Surfacing Outcomes: The Magic Questions
One of the most powerful things in Josh’s book is the “magic questions,” which can help us remember to focus on business outcomes:
1. What are the user and customer behaviors that drive business results? (the outcome we’re trying to create)
2. How can we get people to do more of those behaviors? (small experiments such as software changes, policy changes, promotions, and so on that are designed to cause those behaviors to happen)
3. How do we know that we’re right? (tests and metrics that can help assess progress)
User and Customer Behaviors that Drive Business Results
To wrap this up and help us move from abstract concepts to actionable steps, if we truly focus on user and customer behaviors that drive business results, it fundamentally alters the way in which we approach planning activities. Let’s face it, if we take a close look at the conversations that take place in many planning contexts, we spending a lot of time talking about what we’re going to build, and how we’re going to build it, without understanding much about the extent to which it will actually make customers’ lives better.

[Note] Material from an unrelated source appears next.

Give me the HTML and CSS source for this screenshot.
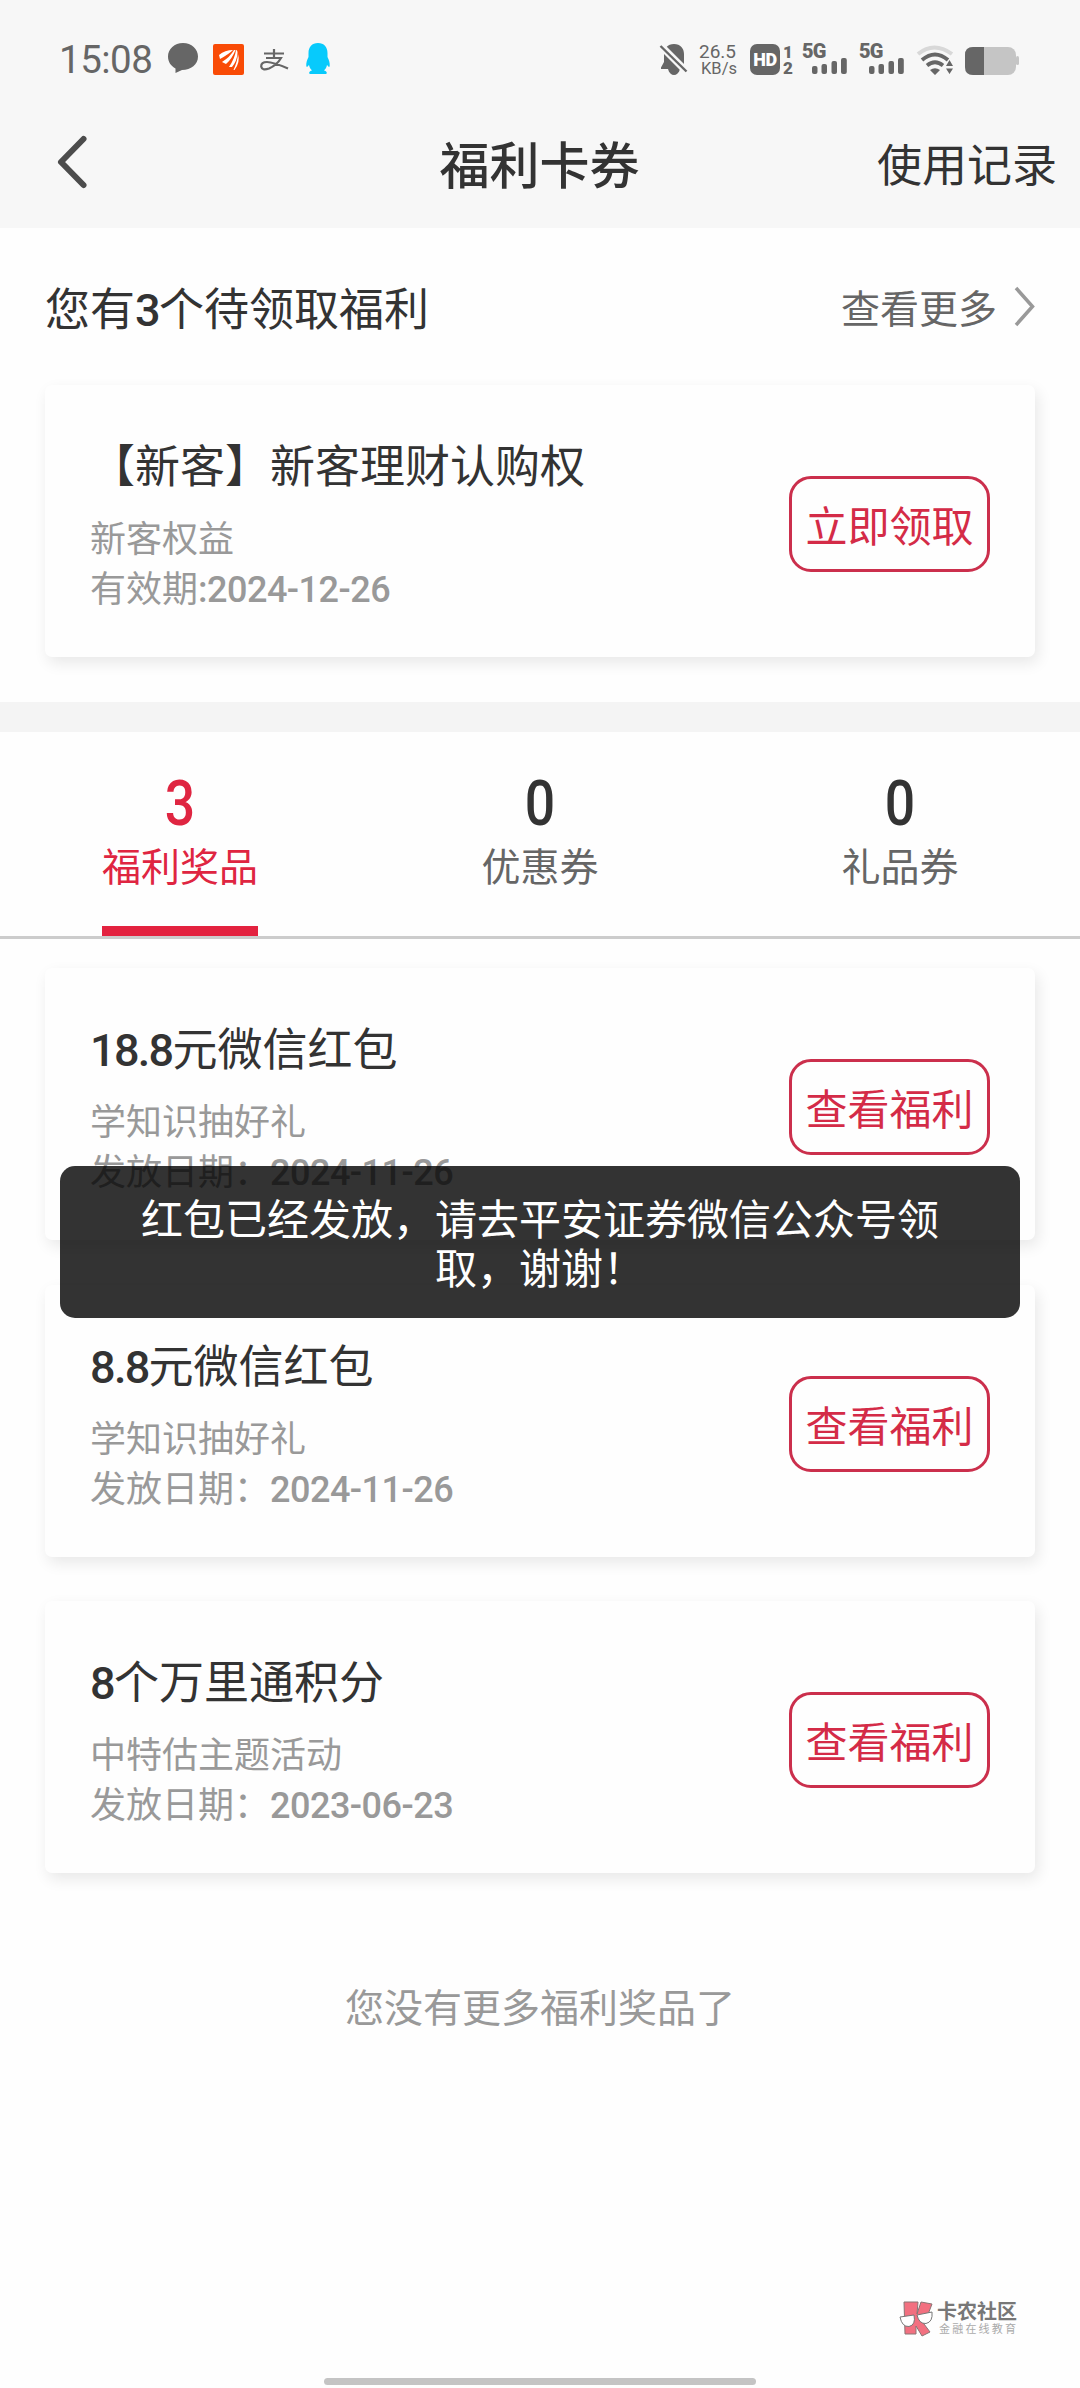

Tip: For additional insight on which things tend to make the biggest difference when it comes to what we measure, and what those things can and cannot tell us, check out Troy Magennnis’ talk from the Agile 2018 conference: What’s the Story About Agile Data? In his talk, one of Troy’s observations is that based on the many organizations he visits, when it comes to what they spend their analytical/reporting energy on, he sees huge effort spent on data related to current status (progress reporting), a significant amount of data related to portfolio management concerns (selection and prioritization), and painfully little data about customer validation (what “impact” our work is having).
We would be well-served to fashion our conversations in such a way that we cannot possibly forget to answer foundational questions, such as these:
- What are our customers trying to achieve?
- How do they achieve that outcome now?
- What can we do to make it easier for them to achieve that outcome?
As Peter Drucker once said:
Efficiency is doing things right; effectiveness is doing the right thing.